Pat was part of all of those movements; she was around at the time strikes were going on for equal pay, at the time when the National Abortion Campaign was a huge organisation building massive conferences and demonstrations. It's because of those women that the labour movement got changed and legislation got changed. But largely they did become reformists. I remember going to Labour Party conferences when Labour had been in opposition for years, and those women were saying “we can't make any changes until we win power.” Those arguments were used to justify voting for right-wing women over left-wing men within the Labour Party. There were only a few notable exceptions who didn't get sucked into all of that. However the advances that were fought for were absolutely right; sexual harassment is one of the issues that effects women at work, and if we either only rely on legislation or allow it to be dismissed then it's only going to get worse.

The recession is going to effect the number of women at work. In the last recession it was men who were thrown out of work by manufacturing going down the drain – exactly the sort of men who ended up working tin-pot, part-time jobs on building sites because industry collapsed. In this recession huge numbers of women face redundancy because it's local government, healthcare and other areas with large numbers of women workers that are under attack.

I see it as a Unison rep for education workers on a very regular basis where school managements just decide “I'm not having part-time workers any more; full-time or nothing – take your pick.” For an awful lot of women that means “nothing”, because you can't afford to raise your kids on part-time wages and unfortunately the burden of domestic responsibility does still fall almost entirely on women. So an awful lot of things are going to start going backwards unless we organise. We have the experience of what's been done in the past, and what's not been enough. So – legislation yes, but beyond that we have to organise women workers to defend what we've got and take it further, because it's going to be under attack.
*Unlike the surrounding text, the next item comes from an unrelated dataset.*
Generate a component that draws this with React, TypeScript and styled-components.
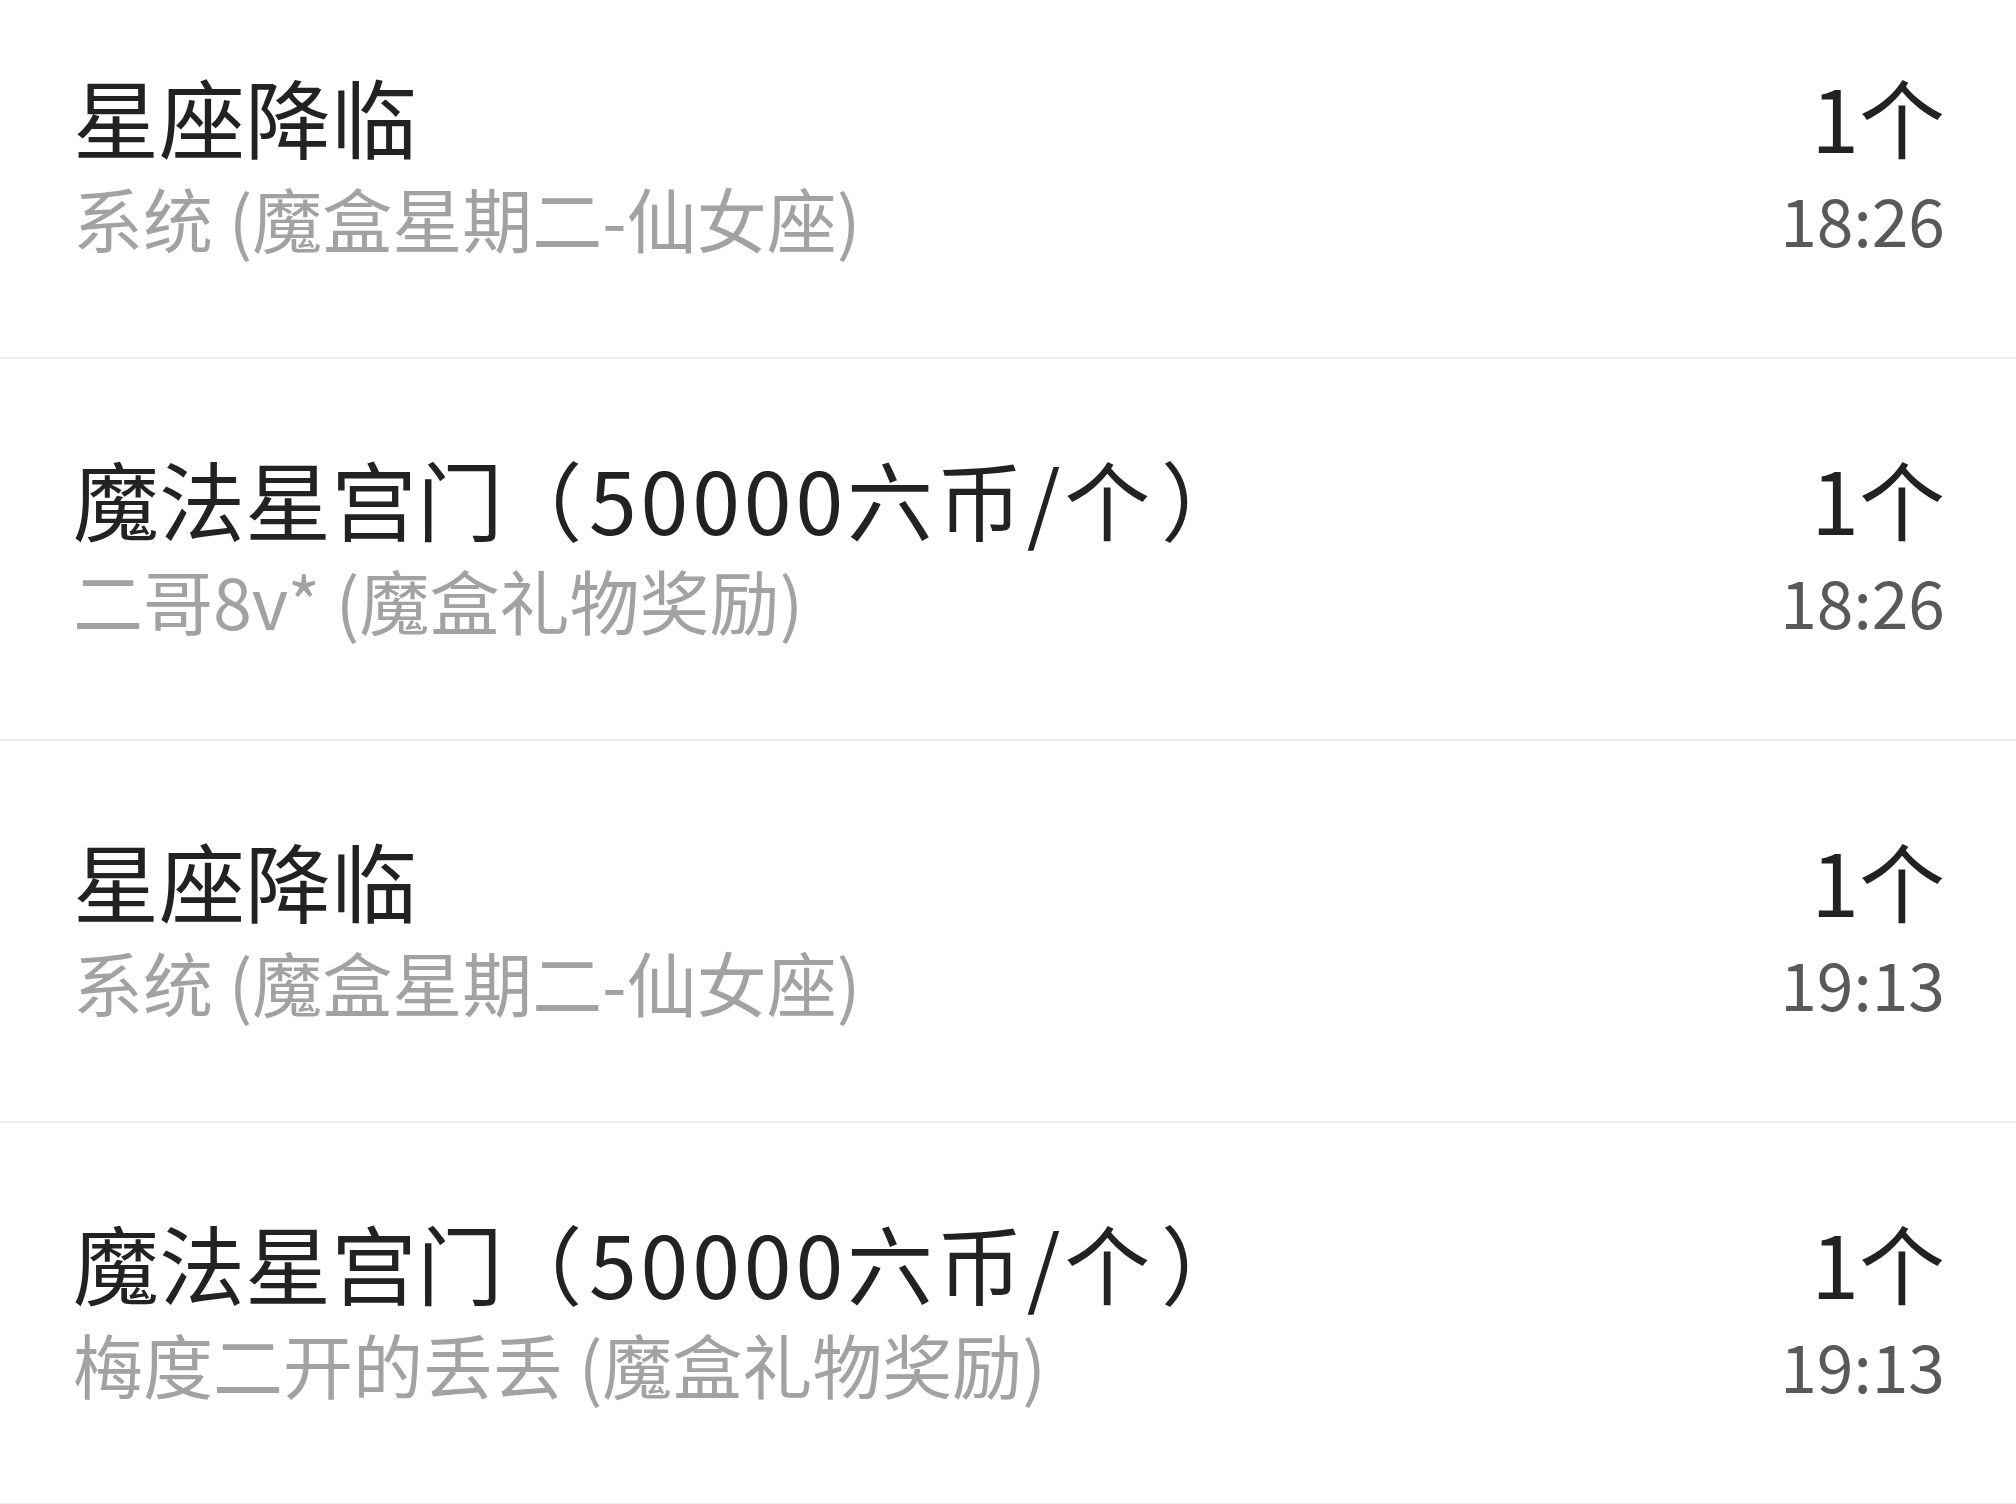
import React from "react";
import styled, { createGlobalStyle } from "styled-components";

const GlobalStyle = createGlobalStyle`
  html, body {
    margin: 0;
    padding: 0;
    background: #ffffff;
  }
  body {
    width: 2016px;
    height: 1504px;
    overflow: hidden;
    font-family: "Noto Sans CJK SC", "Noto Sans", sans-serif;
  }
`;

const List = styled.ul`
  list-style: none;
  margin: -23px 0 0 0;
  padding: 0;
  display: flex;
  flex-direction: column;
`;

const Row = styled.li`
  height: 380px;
  box-sizing: content-box;
  border-bottom: 2px solid #ededed;
  padding: 0 71px 0 73px;
  display: flex;
  align-items: center;
  justify-content: space-between;
`;

const Main = styled.div`
  display: flex;
  flex-direction: column;
  min-width: 0;
`;

const Side = styled.div`
  display: flex;
  flex-direction: column;
  align-items: flex-end;
`;

const Title = styled.div`
  font-size: 86px;
  line-height: 102px;
  color: #222222;
  white-space: nowrap;
`;

const Paren = styled.span<{ $side: "open" | "close" }>`
  display: inline-block;
  width: 1em;
  text-align: left;
  text-indent: ${(p) => (p.$side === "open" ? "-0.08em" : "0.08em")};
`;

const Price = styled.span`
  letter-spacing: 0.045em;
`;

const Sub = styled.div`
  font-size: 70px;
  line-height: 102px;
  color: #a2a2a2;
  white-space: nowrap;
`;

const Time = styled.div`
  font-size: 66px;
  line-height: 102px;
  color: #595959;
  white-space: nowrap;
`;

type Item = { name: string; price?: string; sub: string; count: string; time: string };

const items: Item[] = [
  { name: "星座降临", sub: "系统 (魔盒星期二-仙女座)", count: "1个", time: "18:26" },
  { name: "魔法星宫门", price: "50000六币/个", sub: "二哥8v* (魔盒礼物奖励)", count: "1个", time: "18:26" },
  { name: "星座降临", sub: "系统 (魔盒星期二-仙女座)", count: "1个", time: "19:13" },
  { name: "魔法星宫门", price: "50000六币/个", sub: "梅度二开的丢丢 (魔盒礼物奖励)", count: "1个", time: "19:13" },
];

export default function App() {
  return (
    <>
      <GlobalStyle />
      <List>
        {items.map((it, i) => (
          <Row key={i}>
            <Main>
              <Title>
                {it.name}
                {it.price && (
                  <>
                    <Paren $side="open">（</Paren>
                    <Price>{it.price}</Price>
                    <Paren $side="close">）</Paren>
                  </>
                )}
              </Title>
              <Sub>{it.sub}</Sub>
            </Main>
            <Side>
              <Title>{it.count}</Title>
              <Time>{it.time}</Time>
            </Side>
          </Row>
        ))}
      </List>
    </>
  );
}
In the late 70s and early 80s, the labour movement was very male dominated, even in those industries with a lot of women workers. It wasn't that the leadership of the unions were overwhelmingly men – they were 100% men. The leaders were men, the reps were men, the organisers were men. They were men and they were white and they were bureaucrats. By and large they were right-wing, and they dominated Labour Party policy by wielding the bloc vote at Labour Party conference at a time when conference actually meant something before it was shut down by Kinnock and Blair.

We set up Women's Fightback, which was socialist-feminist in its politics but intended to be broad and open. The purpose of it was to build a bridge between the women's movement and the labour movement. It aimed to get those socialist-feminist ideas into the labour movement, because we recognised that if we want to change society then women must be organised and if we want women's liberation then society must be changed! And we knew that because only the working class can change society, we had to change the labour movement. That's how our organisation saw our task at that time.
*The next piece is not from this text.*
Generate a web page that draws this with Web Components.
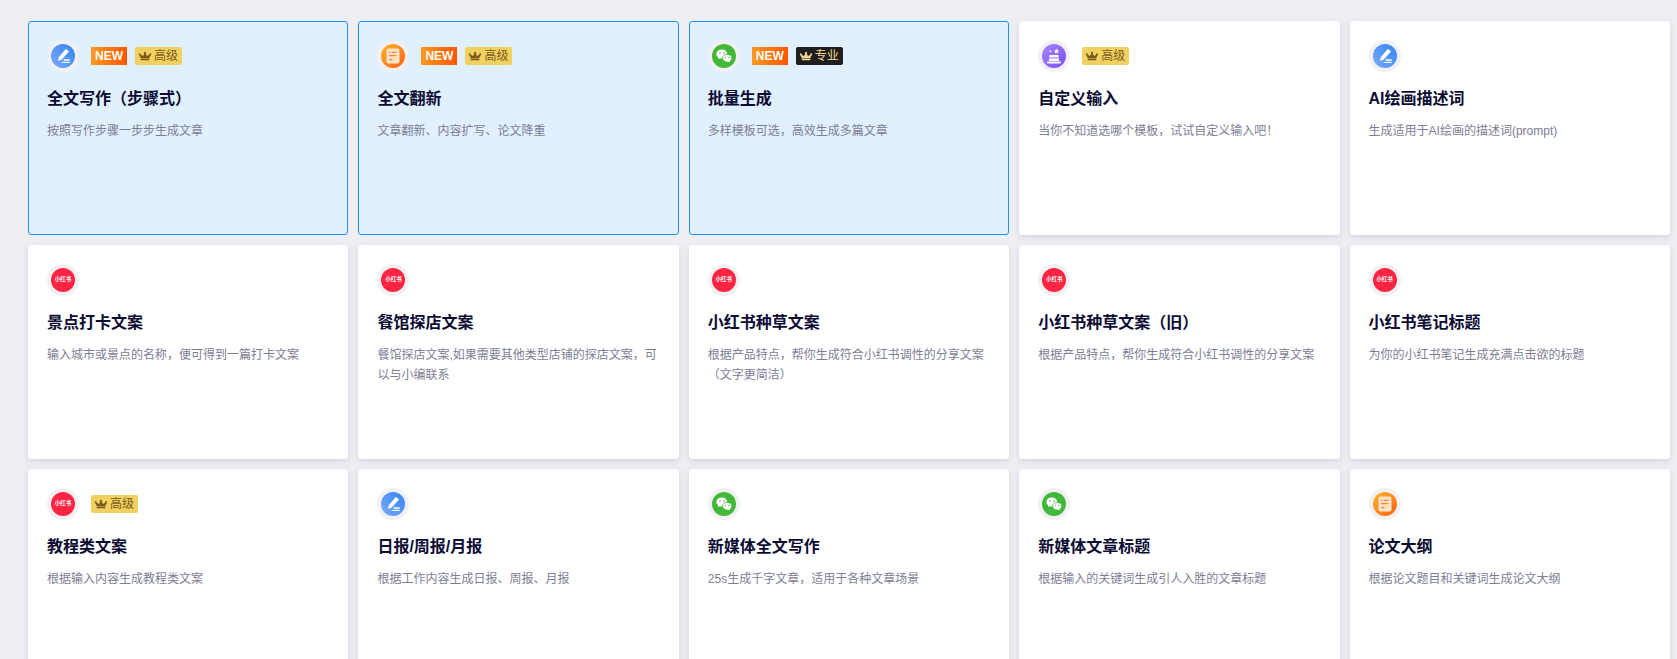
<!DOCTYPE html>
<html lang="zh-CN"><head><meta charset="utf-8"><title>Templates</title>
<style>
html,body{margin:0;height:659px;overflow:hidden;background:#eeeef3;font-family:"Liberation Sans","Noto Sans CJK SC",sans-serif}
</style></head><body>
<card-grid>
<tool-card selected icon="pen" name="全文写作&#65288;步骤式&#65289;" desc="按照写作步骤一步步生成文章"><new-badge></new-badge><tier-badge>高级</tier-badge></tool-card>
<tool-card selected icon="doc" name="全文翻新" desc="文章翻新、内容扩写、论文降重"><new-badge></new-badge><tier-badge>高级</tier-badge></tool-card>
<tool-card selected icon="wechat" name="批量生成" desc="多样模板可选&#65292;高效生成多篇文章"><new-badge></new-badge><tier-badge dark>专业</tier-badge></tool-card>
<tool-card icon="magic" name="自定义输入" desc="当你不知道选哪个模板&#65292;试试自定义输入吧&#65281;"><tier-badge>高级</tier-badge></tool-card>
<tool-card icon="pen" name="AI绘画描述词" desc="生成适用于AI绘画的描述词(prompt)"></tool-card>
<tool-card icon="red" name="景点打卡文案" desc="输入城市或景点的名称&#65292;便可得到一篇打卡文案"></tool-card>
<tool-card icon="red" name="餐馆探店文案" desc="餐馆探店文案,如果需要其他类型店铺的探店文案&#65292;可以与小编联系"></tool-card>
<tool-card icon="red" name="小红书种草文案" desc="根据产品特点&#65292;帮你生成符合小红书调性的分享文案&#65288;文字更简洁&#65289;"></tool-card>
<tool-card icon="red" name="小红书种草文案&#65288;旧&#65289;" desc="根据产品特点&#65292;帮你生成符合小红书调性的分享文案"></tool-card>
<tool-card icon="red" name="小红书笔记标题" desc="为你的小红书笔记生成充满点击欲的标题"></tool-card>
<tool-card icon="red" name="教程类文案" desc="根据输入内容生成教程类文案"><tier-badge>高级</tier-badge></tool-card>
<tool-card icon="pen" name="日报/周报/月报" desc="根据工作内容生成日报、周报、月报"></tool-card>
<tool-card icon="wechat" name="新媒体全文写作" desc="25s生成千字文章&#65292;适用于各种文章场景"></tool-card>
<tool-card icon="wechat" name="新媒体文章标题" desc="根据输入的关键词生成引人入胜的文章标题"></tool-card>
<tool-card icon="doc" name="论文大纲" desc="根据论文题目和关键词生成论文大纲"></tool-card>
</card-grid>
<script>
const CROWN='<svg viewBox="0 0 14 11" width="12" height="10" aria-hidden="true"><path fill="currentColor" d="M7 .6a1.3 1.3 0 0 1 .8 2.3L9.4 5.4 12 3.9a1.2 1.2 0 1 1 1.1.9L12 8H2L.9 4.8A1.2 1.2 0 1 1 2 3.9l2.6 1.5L6.2 2.9A1.3 1.3 0 0 1 7 .6zM2 8.8h10V10.6H2z"/></svg>';
customElements.define('card-grid',class extends HTMLElement{constructor(){super();this.attachShadow({mode:'open'}).innerHTML=`<style>:host{display:grid;grid-template-columns:repeat(5,320.4px);grid-auto-rows:214px;gap:10px;padding:21px 0 0 28px}</style><slot></slot>`}});
customElements.define('new-badge',class extends HTMLElement{constructor(){super();this.attachShadow({mode:'open'}).innerHTML=`<style>:host{display:inline-flex;align-items:center;justify-content:center;width:36px;height:18px;background:linear-gradient(90deg,#ff9a1e,#ff5500);color:#fff;font:700 12px/18px "Liberation Sans",sans-serif}</style>NEW`}});
customElements.define('tier-badge',class extends HTMLElement{constructor(){super();this.attachShadow({mode:'open'}).innerHTML=`<style>:host{display:inline-flex;align-items:center;gap:3px;height:18px;padding:0 4px;border-radius:2px;background:#f0d160;color:#7a5a1c;font:12px/18px "Liberation Sans","Noto Sans CJK SC",sans-serif}:host([dark]){background:#1f1e1c;color:#f2d795}svg{display:block}</style>${CROWN}<slot></slot>`}});
const ICONS={
pen:`<defs><linearGradient id="g" x1="0" y1="1" x2="1" y2="0"><stop offset="0" stop-color="#7fa8ff"/><stop offset="1" stop-color="#2f86f0"/></linearGradient></defs><circle cx="12" cy="12" r="12" fill="url(#g)"/><path fill="#fff" d="M15 4.8l3 2.6-7.2 8.2-3.8 1.4.9-3.9z"/><rect x="12.6" y="15.2" width="6.4" height="1.6" rx=".8" fill="#fff"/><rect x="10.5" y="17.8" width="8.5" height="1.3" rx=".6" fill="#fff" opacity=".85"/>`,
doc:`<defs><linearGradient id="g" x1="0" y1="0" x2="1" y2="1"><stop offset="0" stop-color="#ffb52e"/><stop offset="1" stop-color="#ff5f12"/></linearGradient></defs><circle cx="12" cy="12" r="12" fill="url(#g)"/><rect x="5.5" y="4.5" width="13" height="15" rx="2" fill="#ffe3c8"/><path stroke="#ff8a2e" stroke-width="1.2" d="M8 8.4h1.2M10.5 8.4h5M8 11.6h7.5M8 15.6h3.5"/>`,
wechat:`<circle cx="12" cy="12" r="12" fill="#42b838"/><ellipse cx="9.8" cy="10" rx="5.4" ry="4.6" fill="#fff"/><path fill="#fff" d="M6.6 12.6l-.6 2.4 2.6-1.2z"/><ellipse cx="15.2" cy="14.2" rx="4.6" ry="3.9" fill="#fff" stroke="#42b838" stroke-width=".8"/><path fill="#fff" d="M17 16.6l1 1.8-2.4-1z"/><circle cx="8" cy="9" r=".8" fill="#42b838"/><circle cx="11.6" cy="9" r=".8" fill="#42b838"/><circle cx="13.6" cy="13.4" r=".6" fill="#42b838"/><circle cx="16.8" cy="13.4" r=".6" fill="#42b838"/>`,
magic:`<defs><linearGradient id="g" x1="0" y1="0" x2="1" y2="1"><stop offset="0" stop-color="#a685ff"/><stop offset="1" stop-color="#7a4df0"/></linearGradient></defs><circle cx="12" cy="12" r="12" fill="url(#g)"/><path fill="#fff" d="M14.5 4.5l.8 1.7 1.8.3-1.3 1.3.3 1.8-1.6-.9-1.6.9.3-1.8-1.3-1.3 1.8-.3z"/><path fill="#e8dcff" d="M8.3 5.5l.5 1.2 1.2.5-1.2.5-.5 1.2-.5-1.2-1.2-.5 1.2-.5z"/><path fill="#fff" d="M7.5 11h9l.6 6H6.9z" opacity=".95"/><rect x="5" y="17.6" width="14" height="1.8" rx=".9" fill="#fff"/><rect x="7.3" y="13.4" width="9.4" height="1" fill="#9a74f8"/>`};
customElements.define('tool-icon',class extends HTMLElement{
 connectedCallback(){const k=this.getAttribute('kind');
  const inner=k==='red'?`<span class="red"><b>小红书</b></span>`:`<svg viewBox="0 0 24 24" width="24" height="24" aria-hidden="true">${ICONS[k]}</svg>`;
  this.attachShadow({mode:'open'}).innerHTML=`<style>:host{display:flex;align-items:center;justify-content:center;width:32px;height:32px;border-radius:50%;background:#f1f1f4;flex:none}svg{display:block}.red{width:24px;height:24px;border-radius:50%;background:#ff2442;display:flex;align-items:center;justify-content:center;overflow:hidden}b{color:#fff;font:700 5.5px/1 "Noto Sans CJK SC",sans-serif;white-space:nowrap}</style>${inner}`}
});
customElements.define('tool-card',class extends HTMLElement{
 connectedCallback(){
  this.attachShadow({mode:'open'}).innerHTML=`<style>
  :host{display:block;box-sizing:border-box;padding:19px;background:#fff;border-radius:3px;box-shadow:0 2px 6px rgba(120,120,150,.22);min-width:0}
  :host([selected]){background:#e0f0ff;border:1px solid #1e90ff;padding:18px;box-shadow:none}
  .head{display:flex;align-items:center;gap:8px;height:32px}
  .ic{margin-right:4px}
  h3{margin:15px 0 0;font:700 16px/24px "Liberation Sans","Noto Sans CJK SC",sans-serif;color:#0b0b33}
  p{margin:10px 0 0;font:12px/20px "Liberation Sans","Noto Sans CJK SC",sans-serif;color:#7d7d95}
  </style><div class="head"><tool-icon class="ic" kind="${this.getAttribute('icon')}"></tool-icon><slot></slot></div><h3>${this.getAttribute('name')}</h3><p>${this.getAttribute('desc')}</p>`}
});
</script>
</body></html>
The women's sections in the Labour Party in the 1970s were councillors' wives, and they made tea. They made tea while their men talked to constituents and did the “real” work. What happened in the late 70s was that women went in consciously, as groups, and there were big faction fights between old women and young women and took them over! We started voting for Benn in the leadership campaign, voting to support Bobby Sands, voting to ban the bomb... all these right-wing councillors' wives were horrified. They were big political battles.
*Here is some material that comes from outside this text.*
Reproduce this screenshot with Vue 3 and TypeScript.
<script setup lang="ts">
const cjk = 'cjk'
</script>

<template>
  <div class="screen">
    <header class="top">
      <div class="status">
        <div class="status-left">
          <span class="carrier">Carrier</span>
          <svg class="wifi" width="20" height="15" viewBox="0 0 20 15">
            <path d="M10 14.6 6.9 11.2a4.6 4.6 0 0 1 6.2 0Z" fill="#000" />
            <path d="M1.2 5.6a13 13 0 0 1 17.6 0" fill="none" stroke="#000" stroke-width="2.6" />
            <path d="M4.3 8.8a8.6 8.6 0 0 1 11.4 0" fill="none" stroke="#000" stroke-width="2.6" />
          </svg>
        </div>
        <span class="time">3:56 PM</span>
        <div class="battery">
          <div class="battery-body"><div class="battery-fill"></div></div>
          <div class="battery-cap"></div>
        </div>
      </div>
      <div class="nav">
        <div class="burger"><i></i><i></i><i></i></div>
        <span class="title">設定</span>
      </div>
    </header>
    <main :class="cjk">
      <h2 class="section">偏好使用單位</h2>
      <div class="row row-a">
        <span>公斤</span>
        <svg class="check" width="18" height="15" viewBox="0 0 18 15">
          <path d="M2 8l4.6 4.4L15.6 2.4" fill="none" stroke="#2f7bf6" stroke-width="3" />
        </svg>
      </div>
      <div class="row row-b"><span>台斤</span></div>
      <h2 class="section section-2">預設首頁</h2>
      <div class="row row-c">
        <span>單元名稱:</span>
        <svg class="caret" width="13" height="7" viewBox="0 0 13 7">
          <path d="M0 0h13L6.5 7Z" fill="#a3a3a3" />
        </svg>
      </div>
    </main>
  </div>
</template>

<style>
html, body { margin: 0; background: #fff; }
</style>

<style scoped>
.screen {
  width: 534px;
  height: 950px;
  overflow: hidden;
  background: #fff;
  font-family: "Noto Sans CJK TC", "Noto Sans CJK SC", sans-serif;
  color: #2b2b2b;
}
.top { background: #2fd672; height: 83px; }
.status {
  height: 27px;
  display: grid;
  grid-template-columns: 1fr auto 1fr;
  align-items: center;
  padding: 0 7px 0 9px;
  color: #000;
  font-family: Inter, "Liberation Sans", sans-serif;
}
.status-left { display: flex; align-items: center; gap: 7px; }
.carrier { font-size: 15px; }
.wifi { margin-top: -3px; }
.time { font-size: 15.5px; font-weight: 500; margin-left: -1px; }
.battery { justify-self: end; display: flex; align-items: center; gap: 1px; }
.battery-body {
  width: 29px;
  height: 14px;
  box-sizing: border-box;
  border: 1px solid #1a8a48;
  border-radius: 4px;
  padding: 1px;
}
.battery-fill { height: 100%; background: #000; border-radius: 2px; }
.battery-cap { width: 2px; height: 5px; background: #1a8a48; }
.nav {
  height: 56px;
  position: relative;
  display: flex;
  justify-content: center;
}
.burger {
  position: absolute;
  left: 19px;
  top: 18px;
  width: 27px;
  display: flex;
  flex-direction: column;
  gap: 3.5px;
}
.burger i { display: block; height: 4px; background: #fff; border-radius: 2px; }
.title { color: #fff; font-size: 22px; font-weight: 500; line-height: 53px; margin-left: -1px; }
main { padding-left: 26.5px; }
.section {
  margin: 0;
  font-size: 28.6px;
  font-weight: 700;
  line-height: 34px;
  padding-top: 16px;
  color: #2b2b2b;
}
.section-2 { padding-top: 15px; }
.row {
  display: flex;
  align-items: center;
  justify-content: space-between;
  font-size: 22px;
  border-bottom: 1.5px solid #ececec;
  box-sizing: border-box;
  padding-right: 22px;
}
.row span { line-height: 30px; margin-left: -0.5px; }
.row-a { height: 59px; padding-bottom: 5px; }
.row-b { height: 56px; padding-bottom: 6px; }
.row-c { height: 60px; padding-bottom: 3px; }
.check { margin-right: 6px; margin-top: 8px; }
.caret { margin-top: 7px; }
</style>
There were battles going on all over the place at that time. My experience on the building site was just one experience. Before that I'd worked for the post office, and we had union activists sticking pornographic stuff up on the noticeboards! Their general behaviour towards women workers was not good. The battle was to be had within the union sometimes even more than with management. They were essential battles.

The Grunwick dispute was one of the first times when the whole labour movement rallied in solidarity with women workers. They were on strike for a year for union recognition and were almost 100% Asian. You could go on their picket line and see battalions of seamen, engineers and car-workers marching down the street to support them and you'd overhear white male workers saying things like “that Paki woman could never have attacked that copper!” That language was natural to them. Racism and sexism was absolutely accepted and unquestioned until, as a result of women and black people being in the workplace and organising, the contradictions got raised in people's minds.

There were very, very few women in the building industry when I was going through my experience. Of those that were, very few were unskilled, unqualified labourers like me. If they got in at all they went in with a specific skill, like an electrician for example. I'm sure their treatment was no better but they probably had slightly better standing because they had essential skills.

One of the most telling examples of women going into a male-dominated workforce and changing it for the better is American women miners. In the 70s and 80s women went to work in the mines in places like Kentucky and won massive campaigns around health and safety. Men had been putting up with really shoddy working conditions where people were maimed and killed and the women just said “we're not putting up with this.” They fought for some health and safety legislation and won it. They were changing minds and also changing people's direct working experience.

People have asked me whether I took the job with a specific intention of having a go politically. The reason I've ever taken any job has been to organise. All I've ever done in my workplaces has been to become the union rep, organise meetings and have political discussions. I would've done that on the site if I'd had the chance. There were other women who did the same; there was a woman in the IMG who took a job on the tube, and there was “Red Steph” in the car industry. She became nationally famous for a while for organising at Cowley.

On the pamphlet itself, I think there's always a place for literature that just says what it's like. We don't always have to have all the answers. Sometimes it's right to just describe and say what working-class people's live are like. That can be an education in itself. People recognise themselves, and that changes you. It's a good thing for socialists to do.

The unions today would deal with an issue like this as an individual question. They'd say “let's sue” rather than trying to collectivise the issue and use it to organise. That's as big a battle as we're facing today. As we were saying, legislation is good, but is it enough? The thing that's missing is the collective organisation and the action at a rank-and-file level. You might win an individual case in the courts but as long as the capitalist state exists then they can take whatever you win back off you again. All the glossy pamphlets and policy documents aren't going to help us win; we're only going to win with collective action.